After a relatively easy start the second hole is a real wake up call, almost 400 metres off the yellow tees with water along the right hand side and a green well protected by bunkers.

There are a number of candidates for best hole on the course. Many see the 11th as the signature hole and it is spectacular – around 160 metres from an elevated tee over a lake onto a narrow green with a cliff face behind it.

The final four holes are all pretty tough, but the best is saved ‘til last. It’s a monster 440 metre par 4, but if you take on and clear the bunkers on the right you can shave valuable metres off the distance. Par this, the hardest hole on the course and you have truly earned yourself a refresher at the 19th.

If you’re feeling really smug you could also treat yourself to dinner at the Bella restaurant in the lodge. Chef Marc Brown trained in some of London’s top Michelin starred restaurants and worked with the likes of Albert Roux so there’s a European influence on the food coupled with the freshness that the use of local products can bring.

If you’re there on Saturday night choose the five-course degustation menu which is married with wine chosen especially for each course.

Those who do want to leave the sanctuary of the Sebel and venture out can stop for lunch at the award winning Healsville Hotel. Close by the Healsville sanctuary will please children who have been complaining that mum and dad have been spending too long on the golf course. Coincide your visits with the bird of prey flight show and see a peregrine Falcon whiz past your nose at close on 300 kilometres an hour.

The Sebel Heritage is all about ultimate experiences so it’s worth trying the ultimate high and taking a balloon flight organized by Global Ballooning in conjunction with the hotel.

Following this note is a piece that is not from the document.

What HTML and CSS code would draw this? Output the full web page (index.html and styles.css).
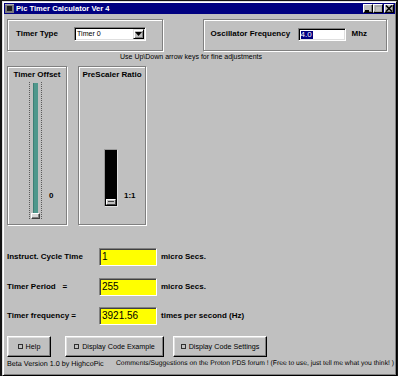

You only have to get up slightly before you would for an early tee-off time. The alarm went off at 4am but by six o’clock we were sailing serenely over the valley watching the five hot air balloons that had also drifted aloft that morning float in and out of the low cloud like a dream. At one point a shaft of sunshine through the cloud made the golden Chandon balloon glow – a fitting start to a morning in one of Australia’s best wine regions. After you land they serve you Domain Chandon champagne to celebrate your lofty experiences, followed by breakfast at Fergusson’s winery.

No self respecting country retreat can truly say it caters for everyone these days with out a decent spa. The Sebel Heritage has one of the best.

Housed in a separate lodge the spa embraces you with essential oils as soon as you step through the door. The ultimate indulgence here has to be The Dreaming – three hours of total pampering with Li’Tya produces made from native Australian ingredients. I was scrubbed with desert salt washed off by a Vichy shower. This was followed by a mud wrap, scalp massage and hair treatment. Still more was to come; a facial using fabulous ingredients such as wild rosella hydrating mist and Boronia eye serum, then a massage. By the time I was finished I felt refreshed, revived and so covered in natural ingredients I belonged in the Botanical Gardens.

The Sebel Heritage has just started running a 3-day Wellness program (from midday Sunday until Wednesday). Run by the enthusiastic Dean Aitken with nutritional advice from Dr John Tickell it is by all accounts transforming the mind, spirit and waistlines of corporate types Australia wide.The next programs are 22 January and 26 February 2006.

Golf-wise, a sister course to the St John is under construction. The Henley, designed by Tony Cashmore, is due to open late 2006. It is intended to be a little more ‘user friendly’ than St John, but looking at the model of it in the hotel lobby it’s clear that water comes in to play on all of the first nine holes at least.

Between the golf and the state of the art spa, The Sebel Heritage Yarra Valley is an irresistible weekend destination.